--- start ---

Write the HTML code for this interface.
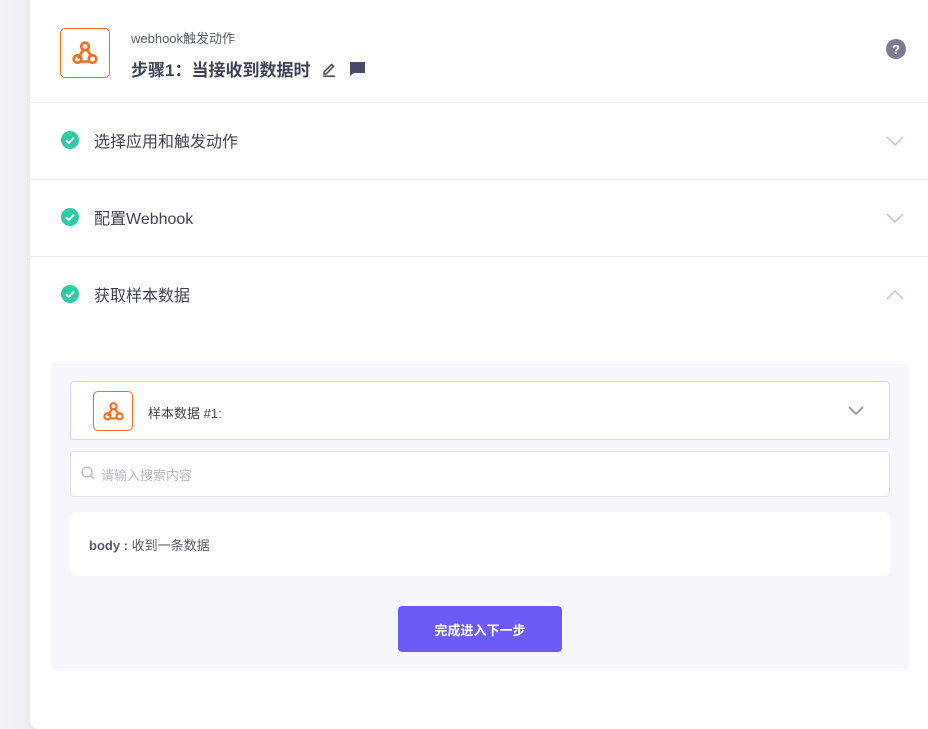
<!DOCTYPE html>
<html><head><meta charset="utf-8"><style>
*{box-sizing:border-box;margin:0;padding:0}
body{width:928px;height:729px;overflow:hidden;background:linear-gradient(90deg,#f3f4f8,#eceef3 30px);font-family:"Liberation Sans","Noto Sans CJK SC",sans-serif;position:relative}
.card{position:absolute;left:30px;top:-10px;width:920px;height:739px;background:#fff;border-radius:8px;box-shadow:0 0 6px rgba(0,0,0,.05)}
.hdr{position:absolute;left:0;top:10px;width:898px;height:103px;border-bottom:1px solid #ebebef}
.logo{position:absolute;left:30px;top:28px;width:50px;height:50px;border:1px solid #ff6a1a;border-radius:5px;display:flex;align-items:center;justify-content:center}
.sub{position:absolute;left:101px;top:28px;font-size:13px;color:#555a6b}
.title{position:absolute;left:101px;top:56px;font-size:17px;font-weight:bold;color:#3f4254;display:flex;align-items:center}
.help{position:absolute;left:856px;top:39px}
.row{position:absolute;left:0;width:898px;height:77px;border-bottom:1px solid #ebebef}
.row .ck{position:absolute;left:31px;top:28px}
.row .t{position:absolute;left:64px;top:25px;font-size:16px;color:#3f4254}
.row .ch{position:absolute;left:856px;top:33px}
.panel{position:absolute;left:20px;top:371px;width:860px;height:310px;background:#f7f6fd;border-radius:8px}
.sel{position:absolute;left:20px;top:20px;width:820px;height:59px;background:#fff;border:1px solid #d9d4f5;border-radius:4px}
.srch{position:absolute;left:20px;top:90px;width:820px;height:46px;background:#fff;border:1px solid #e3e3ea;border-radius:4px}
.body{position:absolute;left:20px;top:151px;width:820px;height:64px;background:#fff;border-radius:6px;font-size:13px;color:#555a6b}
.btn{position:absolute;left:348px;top:245px;width:164px;height:46px;background:#6c5cf5;border-radius:4px;color:#fff;font-size:13px;font-weight:bold;display:flex;align-items:center;justify-content:center}
</style></head><body>
<div class="card">
 <div class="hdr">
  <div class="logo"><svg width="26" height="26" viewBox="0 0 26 26" fill="none" stroke="#ff6a1a" stroke-width="2.6" stroke-linecap="round"><circle cx="13" cy="6.5" r="3.8"/><circle cx="5.5" cy="19" r="3.8"/><circle cx="20.5" cy="19" r="3.8"/><path d="M11 10 L6.5 17.5"/><path d="M9 21.5 H17"/><path d="M15 10 L19.5 16"/></svg></div>
  <div class="sub">webhook触发动作</div>
  <div class="title">步骤1：当接收到数据时
   <svg style="margin-left:11px" width="16" height="16" viewBox="0 0 16 16" fill="none" stroke="#3f4254" stroke-width="1.5"><path d="M3 11 L10.5 3.5 L12.5 5.5 L5 13 H3 Z"/><path d="M2 15.2 H14"/></svg>
   <svg style="margin-left:12px" width="17" height="16" viewBox="0 0 17 16"><path d="M1 1 H16 V12 H5 L1 15 Z" fill="#4a4a6a"/></svg>
  </div>
  <svg class="help" width="20" height="20" viewBox="0 0 20 20"><circle cx="10" cy="10" r="10" fill="#7d7b92"/><text x="10" y="15" text-anchor="middle" font-size="13" font-weight="bold" fill="#fff" font-family="Liberation Sans">?</text></svg>
 </div>
 <div class="row" style="top:113px"><svg class="ck" width="18" height="18" viewBox="0 0 18 18"><circle cx="9" cy="9" r="9" fill="#2fcba4"/><path d="M5 9.3 L7.8 12 L13 6.5" stroke="#fff" stroke-width="2" fill="none"/></svg><div class="t">选择应用和触发动作</div><svg class="ch" width="18" height="10" viewBox="0 0 18 10"><path d="M1 1 L9 9 L17 1" stroke="#b8c3d9" stroke-width="1.4" fill="none"/></svg></div>
 <div class="row" style="top:190px"><svg class="ck" width="18" height="18" viewBox="0 0 18 18"><circle cx="9" cy="9" r="9" fill="#2fcba4"/><path d="M5 9.3 L7.8 12 L13 6.5" stroke="#fff" stroke-width="2" fill="none"/></svg><div class="t">配置Webhook</div><svg class="ch" width="18" height="10" viewBox="0 0 18 10"><path d="M1 1 L9 9 L17 1" stroke="#b8c3d9" stroke-width="1.4" fill="none"/></svg></div>
 <div class="row" style="top:267px;border:none"><svg class="ck" width="18" height="18" viewBox="0 0 18 18"><circle cx="9" cy="9" r="9" fill="#2fcba4"/><path d="M5 9.3 L7.8 12 L13 6.5" stroke="#fff" stroke-width="2" fill="none"/></svg><div class="t">获取样本数据</div><svg class="ch" width="18" height="10" viewBox="0 0 18 10"><path d="M1 9 L9 1 L17 9" stroke="#b8c3d9" stroke-width="1.4" fill="none"/></svg></div>
 <div class="panel">
  <div class="sel">
   <div style="position:absolute;left:22px;top:9px;width:40px;height:40px;border:1px solid #ff6a1a;border-radius:5px;display:flex;align-items:center;justify-content:center"><svg width="21" height="21" viewBox="0 0 26 26" fill="none" stroke="#ff6a1a" stroke-width="2.6" stroke-linecap="round"><circle cx="13" cy="6.5" r="3.8"/><circle cx="5.5" cy="19" r="3.8"/><circle cx="20.5" cy="19" r="3.8"/><path d="M11 10 L6.5 17.5"/><path d="M9 21.5 H17"/><path d="M15 10 L19.5 16"/></svg></div>
   <div style="position:absolute;left:77px;top:21px;font-size:13px;color:#3f4254">样本数据 #1:</div>
   <svg style="position:absolute;left:777px;top:24px" width="16" height="10" viewBox="0 0 16 10"><path d="M1 1 L8 8 L15 1" stroke="#8a8fa3" stroke-width="1.6" fill="none"/></svg>
  </div>
  <div class="srch">
   <svg style="position:absolute;left:10px;top:14px" width="14" height="14" viewBox="0 0 14 14" fill="none" stroke="#b5b8c4" stroke-width="1.3"><circle cx="6" cy="6" r="5"/><path d="M9.8 9.8 L13 13"/></svg>
   <div style="position:absolute;left:30px;top:13px;font-size:13px;color:#b5b8c4">请输入搜索内容</div>
  </div>
  <div class="body"><div style="position:absolute;left:19px;top:23px"><b>body :</b> 收到一条数据</div></div>
  <div class="btn">完成进入下一步</div>
 </div>
</div>
</body></html>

--- end ---

What is expected: Repeat the material exactly as it reads, without any of its pictures.

The solution:
Write the HTML code for this interface.
<!DOCTYPE html>
<html><head><meta charset="utf-8"><style>
*{box-sizing:border-box;margin:0;padding:0}
body{width:928px;height:729px;overflow:hidden;background:linear-gradient(90deg,#f3f4f8,#eceef3 30px);font-family:"Liberation Sans","Noto Sans CJK SC",sans-serif;position:relative}
.card{position:absolute;left:30px;top:-10px;width:920px;height:739px;background:#fff;border-radius:8px;box-shadow:0 0 6px rgba(0,0,0,.05)}
.hdr{position:absolute;left:0;top:10px;width:898px;height:103px;border-bottom:1px solid #ebebef}
.logo{position:absolute;left:30px;top:28px;width:50px;height:50px;border:1px solid #ff6a1a;border-radius:5px;display:flex;align-items:center;justify-content:center}
.sub{position:absolute;left:101px;top:28px;font-size:13px;color:#555a6b}
.title{position:absolute;left:101px;top:56px;font-size:17px;font-weight:bold;color:#3f4254;display:flex;align-items:center}
.help{position:absolute;left:856px;top:39px}
.row{position:absolute;left:0;width:898px;height:77px;border-bottom:1px solid #ebebef}
.row .ck{position:absolute;left:31px;top:28px}
.row .t{position:absolute;left:64px;top:25px;font-size:16px;color:#3f4254}
.row .ch{position:absolute;left:856px;top:33px}
.panel{position:absolute;left:20px;top:371px;width:860px;height:310px;background:#f7f6fd;border-radius:8px}
.sel{position:absolute;left:20px;top:20px;width:820px;height:59px;background:#fff;border:1px solid #d9d4f5;border-radius:4px}
.srch{position:absolute;left:20px;top:90px;width:820px;height:46px;background:#fff;border:1px solid #e3e3ea;border-radius:4px}
.body{position:absolute;left:20px;top:151px;width:820px;height:64px;background:#fff;border-radius:6px;font-size:13px;color:#555a6b}
.btn{position:absolute;left:348px;top:245px;width:164px;height:46px;background:#6c5cf5;border-radius:4px;color:#fff;font-size:13px;font-weight:bold;display:flex;align-items:center;justify-content:center}
</style></head><body>
<div class="card">
 <div class="hdr">
  <div class="logo"><svg width="26" height="26" viewBox="0 0 26 26" fill="none" stroke="#ff6a1a" stroke-width="2.6" stroke-linecap="round"><circle cx="13" cy="6.5" r="3.8"/><circle cx="5.5" cy="19" r="3.8"/><circle cx="20.5" cy="19" r="3.8"/><path d="M11 10 L6.5 17.5"/><path d="M9 21.5 H17"/><path d="M15 10 L19.5 16"/></svg></div>
  <div class="sub">webhook触发动作</div>
  <div class="title">步骤1：当接收到数据时
   <svg style="margin-left:11px" width="16" height="16" viewBox="0 0 16 16" fill="none" stroke="#3f4254" stroke-width="1.5"><path d="M3 11 L10.5 3.5 L12.5 5.5 L5 13 H3 Z"/><path d="M2 15.2 H14"/></svg>
   <svg style="margin-left:12px" width="17" height="16" viewBox="0 0 17 16"><path d="M1 1 H16 V12 H5 L1 15 Z" fill="#4a4a6a"/></svg>
  </div>
  <svg class="help" width="20" height="20" viewBox="0 0 20 20"><circle cx="10" cy="10" r="10" fill="#7d7b92"/><text x="10" y="15" text-anchor="middle" font-size="13" font-weight="bold" fill="#fff" font-family="Liberation Sans">?</text></svg>
 </div>
 <div class="row" style="top:113px"><svg class="ck" width="18" height="18" viewBox="0 0 18 18"><circle cx="9" cy="9" r="9" fill="#2fcba4"/><path d="M5 9.3 L7.8 12 L13 6.5" stroke="#fff" stroke-width="2" fill="none"/></svg><div class="t">选择应用和触发动作</div><svg class="ch" width="18" height="10" viewBox="0 0 18 10"><path d="M1 1 L9 9 L17 1" stroke="#b8c3d9" stroke-width="1.4" fill="none"/></svg></div>
 <div class="row" style="top:190px"><svg class="ck" width="18" height="18" viewBox="0 0 18 18"><circle cx="9" cy="9" r="9" fill="#2fcba4"/><path d="M5 9.3 L7.8 12 L13 6.5" stroke="#fff" stroke-width="2" fill="none"/></svg><div class="t">配置Webhook</div><svg class="ch" width="18" height="10" viewBox="0 0 18 10"><path d="M1 1 L9 9 L17 1" stroke="#b8c3d9" stroke-width="1.4" fill="none"/></svg></div>
 <div class="row" style="top:267px;border:none"><svg class="ck" width="18" height="18" viewBox="0 0 18 18"><circle cx="9" cy="9" r="9" fill="#2fcba4"/><path d="M5 9.3 L7.8 12 L13 6.5" stroke="#fff" stroke-width="2" fill="none"/></svg><div class="t">获取样本数据</div><svg class="ch" width="18" height="10" viewBox="0 0 18 10"><path d="M1 9 L9 1 L17 9" stroke="#b8c3d9" stroke-width="1.4" fill="none"/></svg></div>
 <div class="panel">
  <div class="sel">
   <div style="position:absolute;left:22px;top:9px;width:40px;height:40px;border:1px solid #ff6a1a;border-radius:5px;display:flex;align-items:center;justify-content:center"><svg width="21" height="21" viewBox="0 0 26 26" fill="none" stroke="#ff6a1a" stroke-width="2.6" stroke-linecap="round"><circle cx="13" cy="6.5" r="3.8"/><circle cx="5.5" cy="19" r="3.8"/><circle cx="20.5" cy="19" r="3.8"/><path d="M11 10 L6.5 17.5"/><path d="M9 21.5 H17"/><path d="M15 10 L19.5 16"/></svg></div>
   <div style="position:absolute;left:77px;top:21px;font-size:13px;color:#3f4254">样本数据 #1:</div>
   <svg style="position:absolute;left:777px;top:24px" width="16" height="10" viewBox="0 0 16 10"><path d="M1 1 L8 8 L15 1" stroke="#8a8fa3" stroke-width="1.6" fill="none"/></svg>
  </div>
  <div class="srch">
   <svg style="position:absolute;left:10px;top:14px" width="14" height="14" viewBox="0 0 14 14" fill="none" stroke="#b5b8c4" stroke-width="1.3"><circle cx="6" cy="6" r="5"/><path d="M9.8 9.8 L13 13"/></svg>
   <div style="position:absolute;left:30px;top:13px;font-size:13px;color:#b5b8c4">请输入搜索内容</div>
  </div>
  <div class="body"><div style="position:absolute;left:19px;top:23px"><b>body :</b> 收到一条数据</div></div>
  <div class="btn">完成进入下一步</div>
 </div>
</div>
</body></html>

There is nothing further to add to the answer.